From an acting perspective, Arquette's Tilly is extraordinary. Yes, the physical transformation is laudable, as are the accent and inflections, but this is far more than an impersonation - Arquette utterly inhabits the character in a similar manner to Charlize Theron as Aileen Wuornos in Monster (2003). She plays Tilly as someone in a perpetual state of rage, resentment, and frustration, a woman who feels that she's entitled to more than she has, and is consumed by her own unhappiness. When we first meet her, her frustration levels with Lyle are at breaking point, with everything he says getting under her skin. In Part 6 (2018), however, which flashes back to formative moments from the characters' pasts, we learn that Lyle himself was once the same kind of escape hatch for Tilly that Matt and Sweat are in 2015. This episode also demonstrates her cruelty; something which has been on the fringes of the character thus far. Here we see how deeply ingrained her malice is, using her young son Jerome as a pawn in a campaign of hatred against her first husband, Kenny Barrile (Charlie Hofheimer). Arquette emphasises Tilly's naïveté in her dealings with Matt and Sweat, leaning into the almost childlike quality she possesses; seen in the tendency for her voice to become shrill and nasally, and to start crying whenever challenged about anything, effectively throwing a tantrum. However, she never lets us forget that Tilly is hateful, disillusioned, and dangerous.
Del Toro plays Matt as a classic sociopath; externally calm, but inherently volatile, and in the flashback episode, we see the extent of his sociopathy. Bizarrely, he's also a big believer in the power of positive thinking, telling Sweat that if they want to escape badly enough, then it will happen. In terms of Sweat, Dano focuses on his brilliant mind, playing him as calm and thoughtful, slow and methodical in his movements, but prone to violent anger when things don't go his way.

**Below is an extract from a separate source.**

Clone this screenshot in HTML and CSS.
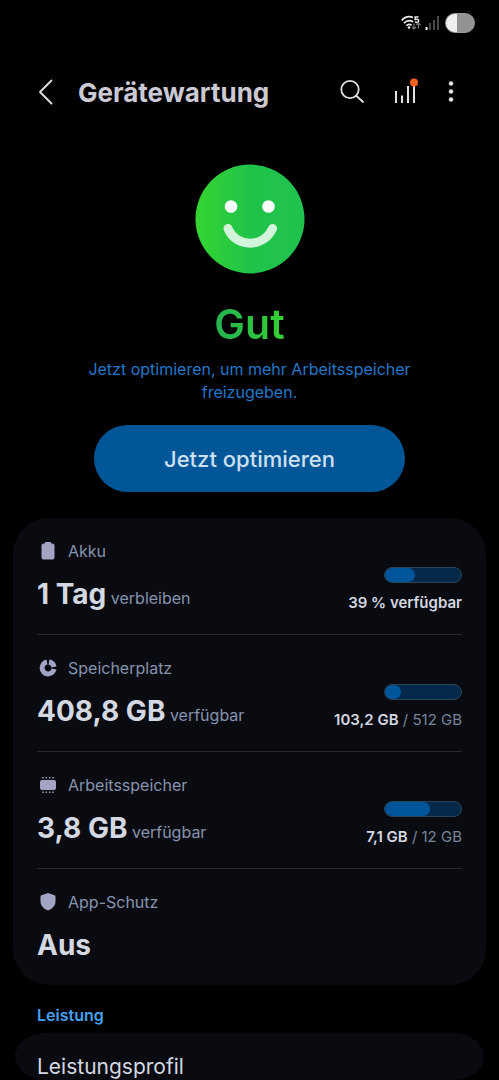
FILE: index.html
```html
<!DOCTYPE html>
<html lang="de">
<head>
  <meta charset="UTF-8" />
  <meta name="viewport" content="width=device-width, initial-scale=1.0" />
  <title>Gerätewartung</title>
  <link rel="stylesheet" href="styles.css">
</head>
<body>

  <div class="statusbar">
    <svg width="20" height="16" viewBox="0 0 20 16" fill="none" stroke="#eee" stroke-width="1.700">
      <path d="M0.700 5.500C4 1.600 8.500 1 12 2.600" />
      <path d="M3 8.200C5.500 5.400 9 5 12.200 6.800" />
      <path d="M5.400 10.700C7 9 9 9 10.600 10.400" />
      <circle cx="8" cy="12.500" r="1.300" fill="#eee" stroke="none" />
      <path d="M17.500 2h-3.300v2.600c3-.8 3.600.4 3.400 1.500c-.3 1.400-2.200 1.600-3.600.9" stroke-width="1.500" />
      <path d="M13 8.500v5.500m-2-2l2 2l2-2M17.500 13.500V8m-2 2l2-2l2 2" stroke="#777" stroke-width="1.200" />
    </svg>
    <svg width="14" height="14" viewBox="0 0 14 14">
      <path d="M1.500 11v3" stroke="#fff" stroke-width="2" />
      <path d="M5 7v7M9 4v10M13 0v14" stroke="#666" stroke-width="1.400" />
    </svg>
    <span class="battery"></span>
  </div>

  <header class="appbar">
    <button class="btn-icon" aria-label="Zurück">
      <svg width="16" height="26" viewBox="0 0 16 26" fill="none" stroke="#e2e2e6" stroke-width="1.800" stroke-linecap="round" stroke-linejoin="round">
        <path d="M13.500 1.500L2 13l11.500 11.500" />
      </svg>
    </button>
    <h1>Gerätewartung</h1>
    <button class="btn-icon" aria-label="Suchen">
      <svg width="26" height="26" viewBox="0 0 26 26" fill="none" stroke="#e2e2e6" stroke-width="1.800" stroke-linecap="round">
        <circle cx="10" cy="10.500" r="8.700" />
        <path d="M16.500 17L23 23" />
      </svg>
    </button>
    <button class="btn-icon btn-chart" aria-label="Diagramm">
      <svg width="26" height="26" viewBox="0 0 26 26" fill="none" stroke="#e2e2e6" stroke-width="2">
        <path d="M4 12v12M10 16.500V24M16 7v17M22 4v20" />
        <circle cx="22" cy="3.500" r="4" fill="#f2621f" stroke="none" />
      </svg>
    </button>
    <button class="btn-icon" aria-label="Weitere Optionen">
      <svg width="6" height="22" viewBox="0 0 6 22" fill="#e2e2e6">
        <circle cx="3" cy="2.500" r="2.200" />
        <circle cx="3" cy="10.500" r="2.200" />
        <circle cx="3" cy="18.500" r="2.200" />
      </svg>
    </button>
  </header>

  <section class="status">
    <svg class="face" width="110" height="110" viewBox="0 0 110 110">
      <defs>
        <linearGradient id="gruen" x1="0" x2="1" y1="0" y2="0">
          <stop offset="0" stop-color="#34d530" />
          <stop offset="0.500" stop-color="#20c349" />
          <stop offset="1" stop-color="#20c24f" />
        </linearGradient>
      </defs>
      <circle cx="55" cy="55" r="54.500" fill="url(#gruen)" />
      <circle cx="36" cy="42.500" r="6.300" fill="#fff" />
      <circle cx="73.500" cy="42.500" r="6.300" fill="#fff" />
      <path d="M33 64.500C41 84 69 84 77.500 64.500" fill="none" stroke="#d2f4db" stroke-width="9" stroke-linecap="round" />
    </svg>
    <h2>Gut</h2>
    <p>Jetzt optimieren, um mehr Arbeitsspeicher freizugeben.</p>
    <button class="btn-optimieren">Jetzt optimieren</button>
  </section>

  <main class="card">
    <div class="row">
      <div>
        <div class="label">
          <svg width="22" height="22" viewBox="0 0 22 22" fill="#a1a5c3">
            <path d="M8 2h6v1.500h1.500a2 2 0 0 1 2 2v12a2 2 0 0 1-2 2h-9a2 2 0 0 1-2-2v-12a2 2 0 0 1 2-2H8z" />
          </svg>
          Akku
        </div>
        <div class="value"><strong>1 Tag</strong> verbleiben</div>
      </div>
      <div class="usage">
        <div class="bar"><div class="fill" style="width: 39%"></div></div>
        <div><b>39 % verfügbar</b></div>
      </div>
    </div>

    <div class="row">
      <div>
        <div class="label">
          <svg width="22" height="22" viewBox="0 0 22 22" fill="none" stroke="#a1a5c3" stroke-width="5">
            <path d="M10 5a6 6 0 1 0 7 7" />
            <path d="M12 5a6 6 0 0 1 5 5" />
          </svg>
          Speicherplatz
        </div>
        <div class="value"><strong>408,8 GB</strong> verfügbar</div>
      </div>
      <div class="usage">
        <div class="bar"><div class="fill" style="width: 21%"></div></div>
        <div><b>103,2 GB</b> / 512 GB</div>
      </div>
    </div>

    <div class="row">
      <div>
        <div class="label">
          <svg width="22" height="22" viewBox="0 0 22 22" fill="#a1a5c3">
            <rect x="3" y="6" width="16" height="10" rx="2" />
            <path d="M6 3v1.500M9.300 3v1.500M12.700 3v1.500M16 3v1.500M6 17.500v1.500M9.300 17.500v1.500M12.700 17.500v1.500M16 17.500v1.500" stroke="#a1a5c3" stroke-width="1.400" />
          </svg>
          Arbeitsspeicher
        </div>
        <div class="value"><strong>3,8 GB</strong> verfügbar</div>
      </div>
      <div class="usage">
        <div class="bar"><div class="fill" style="width: 59%"></div></div>
        <div><b>7,1 GB</b> / 12 GB</div>
      </div>
    </div>

    <div class="row">
      <div>
        <div class="label">
          <svg width="22" height="22" viewBox="0 0 22 22" fill="#a1a5c3">
            <path d="M11 2l6.500 2.200q1 .3 1 1.300v5c0 4-3 7.300-7.500 9c-4.500-1.700-7.500-5-7.500-9v-5q0-1 1-1.300z" />
          </svg>
          App-Schutz
        </div>
        <div class="value"><strong>Aus</strong></div>
      </div>
    </div>
  </main>

  <h3>Leistung</h3>
  <a class="profil" href="#">Leistungsprofil</a>

</body>
</html>
```

FILE: styles.css
```css
* {
  box-sizing: border-box;
}

body {
  margin: 0;
  background: #000;
  color: #d3d8e2;
  font-family: Inter, "Noto Sans", sans-serif;
  font-size: 16px;
}

h1, h2, h3, p {
  margin: 0;
}

svg {
  display: block;
  flex-shrink: 0;
  overflow: visible;
}

button {
  font-family: inherit;
  border: none;
  cursor: pointer;
}

.statusbar {
  display: flex;
  justify-content: flex-end;
  align-items: center;
  gap: 4px;
  height: 46px;
  padding-right: 24px;
}

.battery {
  width: 30px;
  height: 20px;
  margin-left: 2px;
  border: 1px solid #999;
  border-radius: 10px;
  background: linear-gradient(to right, #eee 38%, #929292 38%);
}

.appbar {
  display: flex;
  align-items: center;
  height: 92px;
  padding: 0 32px 0 30px;
}

.appbar h1 {
  flex: 1;
  padding-left: 16px;
  color: #cbcad4;
  font-size: 26px;
  font-weight: 700;
}

.btn-icon {
  display: flex;
  justify-content: center;
  align-items: center;
  width: 32px;
  height: 40px;
  padding: 0;
  background: none;
}

.btn-chart {
  margin: 0 14px 0 20px;
}

.status {
  display: flex;
  flex-direction: column;
  align-items: center;
  padding: 26px 64px;
  text-align: center;
}

.status h2 {
  margin-top: 26px;
  background: linear-gradient(to right, #24b353, #35cf30);
  background-clip: text;
  -webkit-background-clip: text;
  color: transparent;
  font-size: 41px;
  font-weight: 600;
  line-height: 48px;
}

.status p {
  margin-top: 10px;
  color: #2377c8;
  line-height: 23px;
}

.btn-optimieren {
  width: 84%;
  height: 67px;
  margin-top: 21px;
  border-radius: 34px;
  background: #015697;
  color: #cfe0f2;
  font-size: 22px;
  font-weight: 500;
}

.card {
  margin: 0 13px;
  padding: 0 24px;
  border-radius: 36px;
  background: #0a0b10;
}

.row {
  display: flex;
  justify-content: space-between;
  height: 117px;
  padding-top: 22px;
  border-bottom: 1px solid #26282c;
}

.row:last-child {
  height: 116px;
  border-bottom: none;
}

.label {
  display: flex;
  align-items: center;
  gap: 9px;
  height: 22px;
  color: #8593ae;
}

.value {
  margin-top: 14px;
  color: #8593ae;
  line-height: 36px;
}

.value strong {
  color: #d3d8e2;
  font-size: 28px;
  font-weight: 700;
}

.usage {
  display: flex;
  flex-direction: column;
  align-items: flex-end;
  padding-top: 27px;
  color: #75859b;
  font-size: 15px;
  line-height: 20px;
}

.usage b {
  color: #d3d8e2;
  font-weight: 600;
}

.bar {
  width: 78px;
  height: 16px;
  margin-bottom: 10px;
  border: 1px solid #2b4358;
  border-radius: 8px;
  background: #04294a;
  overflow: hidden;
}

.fill {
  height: 100%;
  border-radius: 8px;
  background: #01569b;
}

h3 {
  padding: 20px 37px 8px;
  color: #46a1f0;
  font-size: 16px;
  font-weight: 600;
  line-height: 20px;
}

.profil {
  display: block;
  height: 47px;
  margin: 0 15px;
  padding: 20px 22px 0;
  border-radius: 32px / 24px;
  background: #0a0b10;
  color: #d3d8e2;
  font-size: 21px;
  line-height: 27px;
  text-decoration: none;
}
```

Most reviews of the show have focused on this central trio, but Lange's portrayal of Lyle is just as strong. Playing him as a man blinded by ignorance and unwavering loyalty, he believes he's doing the right thing, that Tilly still loves him, and that he can weather the current storm. Lange leans into Lyle's inability (or refusal) to see just how much he's being manipulated, abused, and ridiculed, with his adoration for Tilly never wavering, no matter what she subjects him to. The show unquestionably depicts him as a simpleton, but Lange finds more layers in the part.
The relationship between Matt and Sweat is especially fascinating. Inside, Matt is very much the dominant figure. As soon as they get outside, however, and especially when they head into the Adirondack Mountains, Matt is completely out of his depth, with Sweat very much becoming the leader. The depiction of Dannemora itself is also thematically well-handled - the town is in decay, paint flaking off walls, streets deserted, shops empty. Both physically and figuratively dominated by Clinton, the prison employs the vast majority of the population, but although they get to go home at night, for many, they are almost as trapped as the inmates, certainly in an ideological sense. Economically, culturally, socio-politically, this is a dying town, and although Clinton is keeping it alive for now, Clinton is also responsible for its decay.
The problem with all of this, however, is the show's runtime, which is at least two, maybe three hours too long. Yes, the deep dive into the characters' psychologies and backstory is fascinating, and the flashback episode is superbly made and very interesting, but we didn't need five hours of context preceding it, and at times, the plot seems to lose all sense of forward momentum. It's never what you would call boring, it's just that so much of it lacks anything in the way of urgency or tension.
Ultimately, Escape at Dannemora is a brilliant piece of direction, with awe-inspiring performances. Although it gives us a lot of detail about the mechanics of the escape, it's far more interested in the mechanics of people. And in that sense, it's always interesting. It's also the latest piece of evidence that just because you can use eight or more hours to tell a story, doesn't necessarily mean that you should. As a five hour piece, this could have been sensational. As an eight hour piece, it's above average, saved by its cast and Stiller's fine direction, but it remains always a slog.
This is the story of the 2015 jailbreak from the Clinton Correctional Facility in Dannemora New York by two murderers Richard Matt and David Sweat. This is a limited series that spans about 7-1/2 hours, 5 of them are focused on what it actually took to escape from a high security prison. Anyone who thinks that is too much time doesn't understand the lengths these two men went and how many hours and how much work they actually did put in to escape. The story is also about Joyce "Tilly" Mitchell a prison employee who became their accomplis.
This is an incredibly well acted and well told story that is bound to get Patricia Arquette who plays Tilly award nods. She was spectacular in it. If you like true to live retelling I would definitely recommend this
Ben Stiller does many nice thing sin his direction. He approaches the story in an interesting way, and manages to direct his performers to incredible work (which is always a sign of skill, even when working with such talent).
However, my only complaint was almost enough to make me jump ship. The piece is entirely too long. Lasting over seven episodes of varying lengths, the pacing is so slow that it becomes almost unwatchable at times. While paying in-depth attention to scenes can be wonderful, Stiller did that with every scene and shot (from critical moments, to establishing shots). So, the story drags. What took almost eight hours, could have (and I believe should have) been told in four. I feel that he could have still told the story beautifully, and the viewing experience would have been enhanced, by a telling that featured an overall faster pace, that slowed down when critical to the tale.
There were a couple of details that seemed so obvious and yet can't figure out how they were missed in the last episode, though:
1) would escaped convicted murderers really be clean-shaven after over three weeks on the lam?
2) shortly after they broke out, "Sweat" says to Matt that Canada is "25 miles that way". Regardless of the precautions they would have had to take in order to escape detection, they should have been able to cover that amount of ground in a day or two.